En dixième position: Lorsque l’on parle de polyvalence, le Ilyushin Il-4 en est l’illustration parfaite. Bien que capricieux à piloter, ce bombardier léger était apprécié pour sa robustesse, son armement défensif et ses performances. Disposant du rayon d’action nécessaire, il effectua des raids contre Berlin et fut l’un des principaux bombardiers soviétiques à long rayon d’action durant le conflit. C’est toutefois comme bombardier stratégique qu’il fut le plus utilisé. Pour les missions d’attaque au sol, il emportait des roquettes fixées sous voilure. L’Il-4 se révéla particulièrement précieux lors des batailles cruciales de Stalingrad et de Koursk, en frappant sans relâche les lignes d’approvisionnement de l’ennemi. Il excellait aussi comme avion de reconnaissance armée. Il fut également utilisé comme avion torpilleur et poseur de mines par la marine soviétique. Bref, un héros méconnu d’une période où l’existence de l’URSS ne tenait qu’à un fil. Fabriqué à plus de 5 250 exemplaires, il se permit même une brève carrière après-guerre, et fut baptisé Bob par l’OTAN.

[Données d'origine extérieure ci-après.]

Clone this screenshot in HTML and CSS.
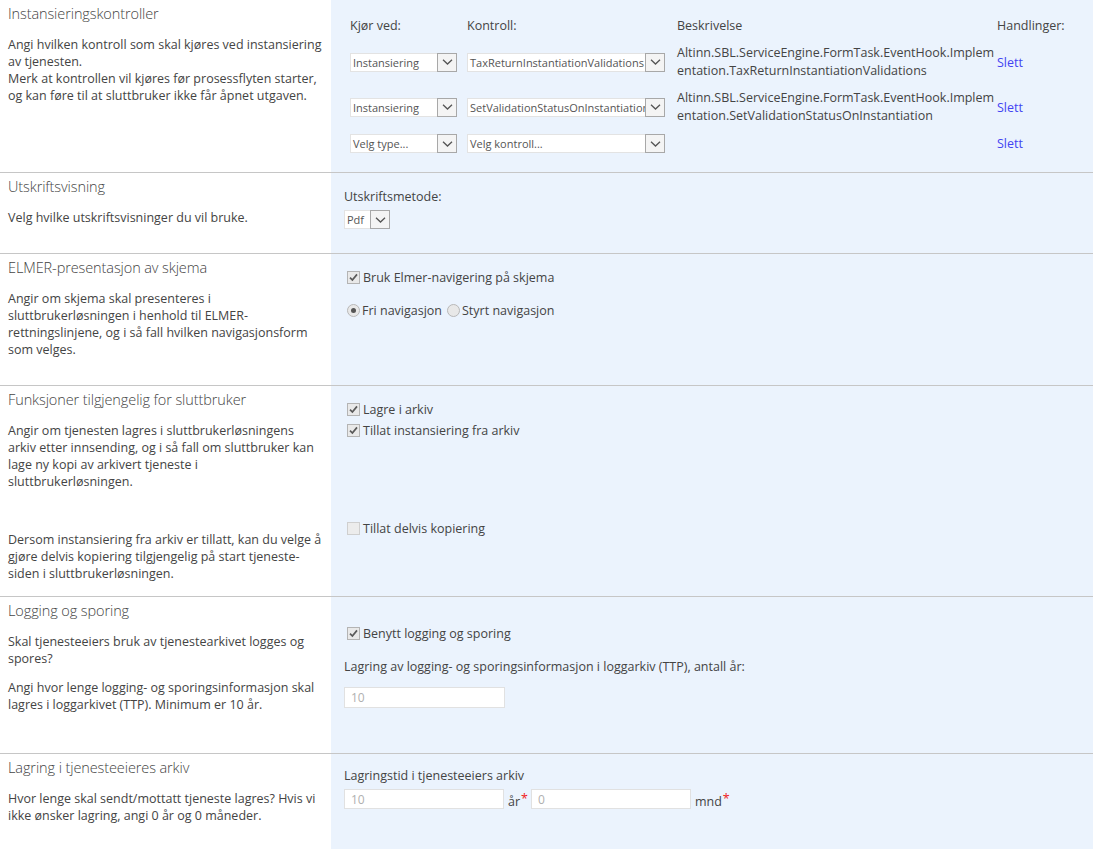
FILE: index.html
```html
<!DOCTYPE html>
<html lang="no">
<head>
    <meta charset="UTF-8">
    <title>Tjenesteinnstillinger</title>
    <link rel="stylesheet" href="styles.css">
</head>
<body>
<div class="page">

    <!-- Instansieringskontroller -->
    <div class="section sec-instans">
        <div class="info">
            <h2 class="title">Instansieringskontroller</h2>
            <p class="desc">Angi hvilken kontroll som skal kjøres ved instansiering av tjenesten.<br>Merk at kontrollen vil kjøres før prosessflyten starter, og kan føre til at sluttbruker ikke får åpnet utgaven.</p>
        </div>
        <div class="controls">
            <div class="hook-grid">
                <div class="col-head">Kjør ved:</div>
                <div class="col-head">Kontroll:</div>
                <div class="col-head">Beskrivelse</div>
                <div class="col-head">Handlinger:</div>

                <div class="dropdown dd-type"><span class="dd-text">Instansiering</span><span class="dd-arrow"><svg width="11" height="6" viewBox="0 0 11 6"><path d="M1 0.8l4.5 4.2 4.5-4.2" fill="none" stroke="#555" stroke-width="1.3"/></svg></span></div>
                <div class="dropdown dd-hook"><span class="dd-text">TaxReturnInstantiationValidations</span><span class="dd-arrow"><svg width="11" height="6" viewBox="0 0 11 6"><path d="M1 0.8l4.5 4.2 4.5-4.2" fill="none" stroke="#555" stroke-width="1.3"/></svg></span></div>
                <div class="hook-desc">Altinn.SBL.ServiceEngine.FormTask.EventHook.Implementation.TaxReturnInstantiationValidations</div>
                <a class="action" href="#">Slett</a>

                <div class="dropdown dd-type"><span class="dd-text">Instansiering</span><span class="dd-arrow"><svg width="11" height="6" viewBox="0 0 11 6"><path d="M1 0.8l4.5 4.2 4.5-4.2" fill="none" stroke="#555" stroke-width="1.3"/></svg></span></div>
                <div class="dropdown dd-hook"><span class="dd-text">SetValidationStatusOnInstantiation</span><span class="dd-arrow"><svg width="11" height="6" viewBox="0 0 11 6"><path d="M1 0.8l4.5 4.2 4.5-4.2" fill="none" stroke="#555" stroke-width="1.3"/></svg></span></div>
                <div class="hook-desc">Altinn.SBL.ServiceEngine.FormTask.EventHook.Implementation.SetValidationStatusOnInstantiation</div>
                <a class="action" href="#">Slett</a>

                <div class="dropdown dd-type"><span class="dd-text">Velg type...</span><span class="dd-arrow"><svg width="11" height="6" viewBox="0 0 11 6"><path d="M1 0.8l4.5 4.2 4.5-4.2" fill="none" stroke="#555" stroke-width="1.3"/></svg></span></div>
                <div class="dropdown dd-hook"><span class="dd-text">Velg kontroll...</span><span class="dd-arrow"><svg width="11" height="6" viewBox="0 0 11 6"><path d="M1 0.8l4.5 4.2 4.5-4.2" fill="none" stroke="#555" stroke-width="1.3"/></svg></span></div>
                <div class="hook-desc"></div>
                <a class="action" href="#">Slett</a>
            </div>
        </div>
    </div>

    <!-- Utskriftsvisning -->
    <div class="section sec-print">
        <div class="info">
            <h2 class="title">Utskriftsvisning</h2>
            <p class="desc">Velg hvilke utskriftsvisninger du vil bruke.</p>
        </div>
        <div class="controls">
            <div class="field-label">Utskriftsmetode:</div>
            <div class="dropdown dd-small"><span class="dd-text">Pdf</span><span class="dd-arrow"><svg width="11" height="6" viewBox="0 0 11 6"><path d="M1 0.8l4.5 4.2 4.5-4.2" fill="none" stroke="#555" stroke-width="1.3"/></svg></span></div>
        </div>
    </div>

    <!-- ELMER -->
    <div class="section sec-elmer">
        <div class="info">
            <h2 class="title">ELMER-presentasjon av skjema</h2>
            <p class="desc">Angir om skjema skal presenteres i sluttbrukerløsningen i henhold til ELMER-rettningslinjene, og i så fall hvilken navigasjonsform som velges.</p>
        </div>
        <div class="controls">
            <div class="option"><span class="check on"><svg width="11" height="11" viewBox="0 0 11 11"><path d="M2 5.6l2.4 2.4 4.6-5.6" fill="none" stroke="#5a5a5a" stroke-width="1.7"/></svg></span>Bruk Elmer-navigering på skjema</div>
            <div class="option radios">
                <span class="radio on"></span>Fri navigasjon
                <span class="radio"></span>Styrt navigasjon
            </div>
        </div>
    </div>

    <!-- Funksjoner -->
    <div class="section sec-functions">
        <div class="info">
            <h2 class="title">Funksjoner tilgjengelig for sluttbruker</h2>
            <p class="desc">Angir om tjenesten lagres i sluttbrukerløsningens<br>arkiv etter innsending, og i så fall om sluttbruker kan lage ny kopi av arkivert tjeneste i sluttbrukerløsningen.</p>
            <p class="desc desc-far">Dersom instansiering fra arkiv er tillatt, kan du velge å gjøre delvis kopiering tilgjengelig på start tjeneste-siden i sluttbrukerløsningen.</p>
        </div>
        <div class="controls">
            <div class="option"><span class="check on"><svg width="11" height="11" viewBox="0 0 11 11"><path d="M2 5.6l2.4 2.4 4.6-5.6" fill="none" stroke="#5a5a5a" stroke-width="1.7"/></svg></span>Lagre i arkiv</div>
            <div class="option tight"><span class="check on"><svg width="11" height="11" viewBox="0 0 11 11"><path d="M2 5.6l2.4 2.4 4.6-5.6" fill="none" stroke="#5a5a5a" stroke-width="1.7"/></svg></span>Tillat instansiering fra arkiv</div>
            <div class="option far"><span class="check"></span>Tillat delvis kopiering</div>
        </div>
    </div>

    <!-- Logging -->
    <div class="section sec-logging">
        <div class="info">
            <h2 class="title">Logging og sporing</h2>
            <p class="desc">Skal tjenesteeiers bruk av tjenestearkivet logges og spores?</p>
            <p class="desc">Angi hvor lenge logging- og sporingsinformasjon skal lagres i loggarkivet (TTP). Minimum er 10 år.</p>
        </div>
        <div class="controls">
            <div class="option"><span class="check on"><svg width="11" height="11" viewBox="0 0 11 11"><path d="M2 5.6l2.4 2.4 4.6-5.6" fill="none" stroke="#5a5a5a" stroke-width="1.7"/></svg></span>Benytt logging og sporing</div>
            <div class="field-label spaced">Lagring av logging- og sporingsinformasjon i loggarkiv (TTP), antall år:</div>
            <input class="text-input" type="text" value="10">
        </div>
    </div>

    <!-- Lagring -->
    <div class="section sec-storage">
        <div class="info">
            <h2 class="title">Lagring i tjenesteeieres arkiv</h2>
            <p class="desc">Hvor lenge skal sendt/mottatt tjeneste lagres? Hvis vi<br>ikke ønsker lagring, angi 0 år og 0 måneder.</p>
        </div>
        <div class="controls">
            <div class="field-label">Lagringstid i tjenesteeiers arkiv</div>
            <div class="period">
                <input class="text-input slim" type="text" value="10">
                <span class="unit">år<span class="req">*</span></span>
                <input class="text-input slim" type="text" value="0">
                <span class="unit">mnd<span class="req">*</span></span>
            </div>
        </div>
    </div>

</div>
</body>
</html>
```

FILE: styles.css
```css
body {
    margin: 0;
    font-family: "Open Sans", "Segoe UI", sans-serif;
    font-size: 12.5px;
    color: #444;
}

.page {
    display: flex;
    flex-direction: column;
    min-height: 100vh;
}

.section {
    display: flex;
    box-sizing: border-box;
    border-top: 1px solid #c6c6c6;
}

.section:first-child {
    border-top: none;
}

.sec-instans { min-height: 172px; }
.sec-print { min-height: 81px; }
.sec-elmer { min-height: 132px; }
.sec-functions { min-height: 211px; }
.sec-logging { min-height: 157px; }
.sec-storage { flex: 1; }

/* left column */
.info {
    width: 331px;
    flex: none;
    box-sizing: border-box;
    padding: 4px 8px 0 8px;
    background-color: #fff;
}

.title {
    margin: 0;
    font-size: 14.5px;
    font-weight: 300;
    letter-spacing: -0.1px;
    line-height: 20px;
    color: #444;
}

.desc {
    margin: 12px 0 0;
    line-height: 17px;
}

.desc-far {
    margin-top: 41px;
}

/* right column */
.controls {
    flex: 1;
    background-color: #ebf3fd;
    padding: 14px 13px 0;
}

.sec-logging .controls {
    padding-top: 27px;
}

.sec-storage .controls {
    padding-top: 12px;
}

.field-label {
    line-height: 19px;
    margin-bottom: 4px;
}

.field-label.spaced {
    margin-top: 14px;
    margin-bottom: 11px;
}

/* hook table */
.hook-grid {
    display: grid;
    grid-template-columns: 117px 210px 320px auto;
    row-gap: 9px;
    align-items: center;
    margin: 3px 0 0 6px;
}

.col-head {
    line-height: 18px;
}

.hook-desc {
    width: 318px;
    line-height: 18px;
    word-break: break-all;
}

.action {
    color: #4343f2;
    text-decoration: none;
}

/* dropdowns */
.dropdown {
    display: flex;
    height: 19px;
    box-sizing: border-box;
    background-color: #fff;
    border: 1px solid #e3e3e3;
    border-right: none;
}

.dd-type { width: 107px; }
.dd-hook { width: 198px; }
.dd-small { width: 46px; }

.dd-text {
    flex: 1;
    overflow: hidden;
    white-space: nowrap;
    padding-left: 2px;
    font-size: 11px;
    line-height: 17px;
    color: #555;
}

.dd-arrow {
    width: 20px;
    flex: none;
    box-sizing: border-box;
    margin-top: -1px;
    height: 19px;
    border: 1px solid #a8a8a8;
    background-color: #f4f4f4;
    display: flex;
    align-items: center;
    justify-content: center;
}

/* checkboxes and radios */
.option {
    display: flex;
    align-items: center;
    height: 19px;
}

.option + .option {
    margin-top: 14px;
}

.option.tight {
    margin-top: 2px;
}

.option.far {
    margin-top: 79px;
}

.check {
    width: 13px;
    height: 13px;
    box-sizing: border-box;
    margin: 0 3px;
    border: 1px solid #b4b4b4;
    background-color: #e9e9e9;
    display: flex;
    align-items: center;
    justify-content: center;
}

.check:not(.on) {
    background-color: #ececec;
    border-color: #cfcfcf;
}

.radio {
    width: 13px;
    height: 13px;
    box-sizing: border-box;
    margin: 0 2px 0 3px;
    border: 1px solid #b8b8b8;
    border-radius: 50%;
    background-color: #e8e8e8;
    display: inline-flex;
    align-items: center;
    justify-content: center;
}

.radios .radio:nth-of-type(2) {
    margin-left: 5px;
}

.radio.on::after {
    content: "";
    width: 5px;
    height: 5px;
    border-radius: 50%;
    background-color: #555;
}

/* text inputs */
.text-input {
    display: block;
    width: 161px;
    height: 21px;
    box-sizing: border-box;
    margin: 0;
    padding: 0 6px;
    border: 1px solid #e1e1e1;
    background-color: #fff;
    font-family: inherit;
    font-size: 12px;
    color: #b0b0b0;
    outline: none;
}

.text-input.slim {
    width: 160px;
    height: 20px;
}

.period {
    display: flex;
    align-items: flex-end;
}

.unit {
    margin: 0 3px 0 4px;
    line-height: 16px;
    position: relative;
    top: 1px;
}

.req {
    color: #f02020;
    position: relative;
    top: -3px;
    margin-left: 1px;
}
```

En neuvième position: Le Martin B-26 Marauder se distingua avec le taux de perte le plus bas de tous les bombardiers de l’armée de l’air américaine durant le conflit. Surnommé le Faiseur de veuves à ses débuts, il devint un avion fort apprécié lorsque ses problèmes de jeunesse furent réglés. L’un des plus rapides bombardiers moyens de l’époque, il pouvait encaisser de lourds dommages et revenir tout de même à bon port. Le premier bombardier allié à réussir 50 missions fut d’ailleurs un B-26. Un Maraudeur a même survécu à 207 missions opérationnelles au-dessus de l’Europe, un record absolu pour les avions de combat américains. Le Marauder fut principalement utilisé sur le continent européen, mais participa également à des combats en Méditerranée et dans le Pacifique. Fabriqué à près de 5 300 exemplaires, il porta également les couleurs de la RAF et des Forces aériennes françaises libres (voir photographie en titre). Fin avril 1945, le B-26 effectua sa dernière mission de combat contre la poche de résistance allemande sur l’île d’Oléron en France.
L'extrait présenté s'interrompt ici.